### PROBLEM
Return the material exactly, first line through the line containing "import React from 'react'", and nothing more. Pictures stay out.
[begin LISTED RECORDS]
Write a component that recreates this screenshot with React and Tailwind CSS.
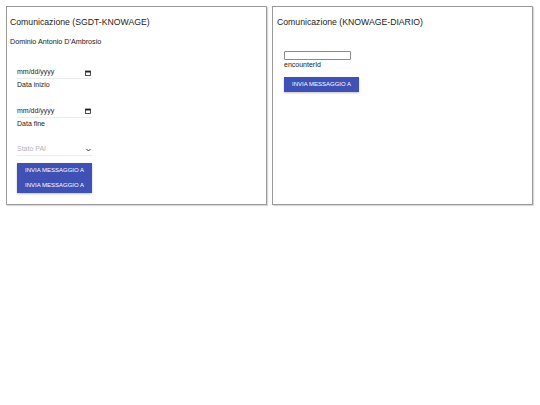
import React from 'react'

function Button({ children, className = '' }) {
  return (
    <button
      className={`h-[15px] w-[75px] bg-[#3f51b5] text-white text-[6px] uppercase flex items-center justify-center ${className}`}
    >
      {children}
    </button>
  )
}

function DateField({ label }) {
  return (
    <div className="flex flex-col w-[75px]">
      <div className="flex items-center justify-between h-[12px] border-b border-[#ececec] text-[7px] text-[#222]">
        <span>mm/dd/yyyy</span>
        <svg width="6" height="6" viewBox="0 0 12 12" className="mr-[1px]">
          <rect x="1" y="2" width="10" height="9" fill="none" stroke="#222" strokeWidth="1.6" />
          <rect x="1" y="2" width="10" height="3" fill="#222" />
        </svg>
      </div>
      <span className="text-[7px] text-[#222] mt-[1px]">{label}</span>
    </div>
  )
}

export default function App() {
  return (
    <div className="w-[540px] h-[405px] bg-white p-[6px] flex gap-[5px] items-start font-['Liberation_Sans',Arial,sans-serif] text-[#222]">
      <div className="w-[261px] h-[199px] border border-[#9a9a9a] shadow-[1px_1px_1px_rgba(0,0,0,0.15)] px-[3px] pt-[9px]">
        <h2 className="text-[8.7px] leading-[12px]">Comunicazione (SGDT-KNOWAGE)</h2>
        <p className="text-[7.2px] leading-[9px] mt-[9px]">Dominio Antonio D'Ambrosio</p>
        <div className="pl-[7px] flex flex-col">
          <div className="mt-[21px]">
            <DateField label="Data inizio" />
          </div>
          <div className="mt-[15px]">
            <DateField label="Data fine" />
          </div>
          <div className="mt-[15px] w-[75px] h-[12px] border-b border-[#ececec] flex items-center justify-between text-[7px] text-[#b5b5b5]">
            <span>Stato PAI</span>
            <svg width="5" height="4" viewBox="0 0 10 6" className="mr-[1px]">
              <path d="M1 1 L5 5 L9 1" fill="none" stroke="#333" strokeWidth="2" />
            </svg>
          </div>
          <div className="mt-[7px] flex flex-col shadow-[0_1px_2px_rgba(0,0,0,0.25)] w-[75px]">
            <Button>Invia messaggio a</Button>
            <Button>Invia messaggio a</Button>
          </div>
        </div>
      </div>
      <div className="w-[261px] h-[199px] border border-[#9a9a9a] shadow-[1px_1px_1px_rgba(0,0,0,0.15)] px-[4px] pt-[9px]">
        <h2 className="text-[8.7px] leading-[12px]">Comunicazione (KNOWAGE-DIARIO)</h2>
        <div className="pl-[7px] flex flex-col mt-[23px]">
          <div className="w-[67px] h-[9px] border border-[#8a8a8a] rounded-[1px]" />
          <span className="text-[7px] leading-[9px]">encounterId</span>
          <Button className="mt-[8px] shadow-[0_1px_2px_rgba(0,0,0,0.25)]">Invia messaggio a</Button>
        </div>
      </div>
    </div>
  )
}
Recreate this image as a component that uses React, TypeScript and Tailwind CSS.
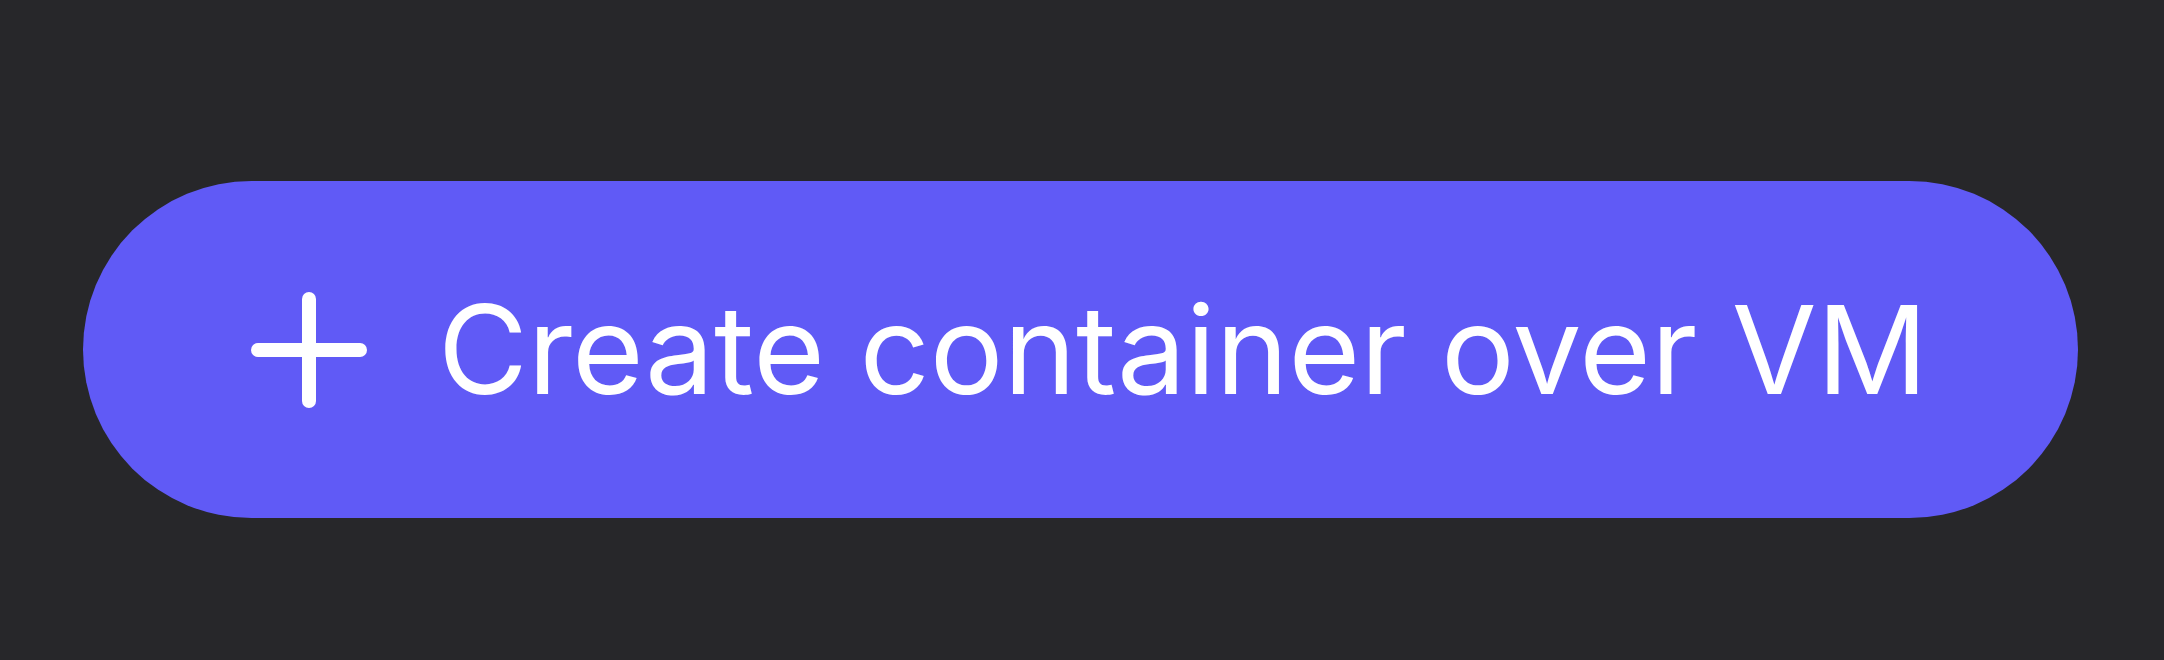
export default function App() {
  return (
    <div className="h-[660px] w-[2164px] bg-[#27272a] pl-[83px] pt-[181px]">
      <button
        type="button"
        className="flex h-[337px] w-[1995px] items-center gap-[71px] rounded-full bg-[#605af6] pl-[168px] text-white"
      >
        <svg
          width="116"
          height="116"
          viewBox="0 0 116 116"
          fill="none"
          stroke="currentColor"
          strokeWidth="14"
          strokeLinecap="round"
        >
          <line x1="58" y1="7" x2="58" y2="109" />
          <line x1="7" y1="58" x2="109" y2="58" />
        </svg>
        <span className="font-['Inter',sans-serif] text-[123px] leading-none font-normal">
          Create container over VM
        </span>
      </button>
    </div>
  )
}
[end LISTED RECORDS]
### EXERCISE ANSWER
Write a component that recreates this screenshot with React and Tailwind CSS.
import React from 'react'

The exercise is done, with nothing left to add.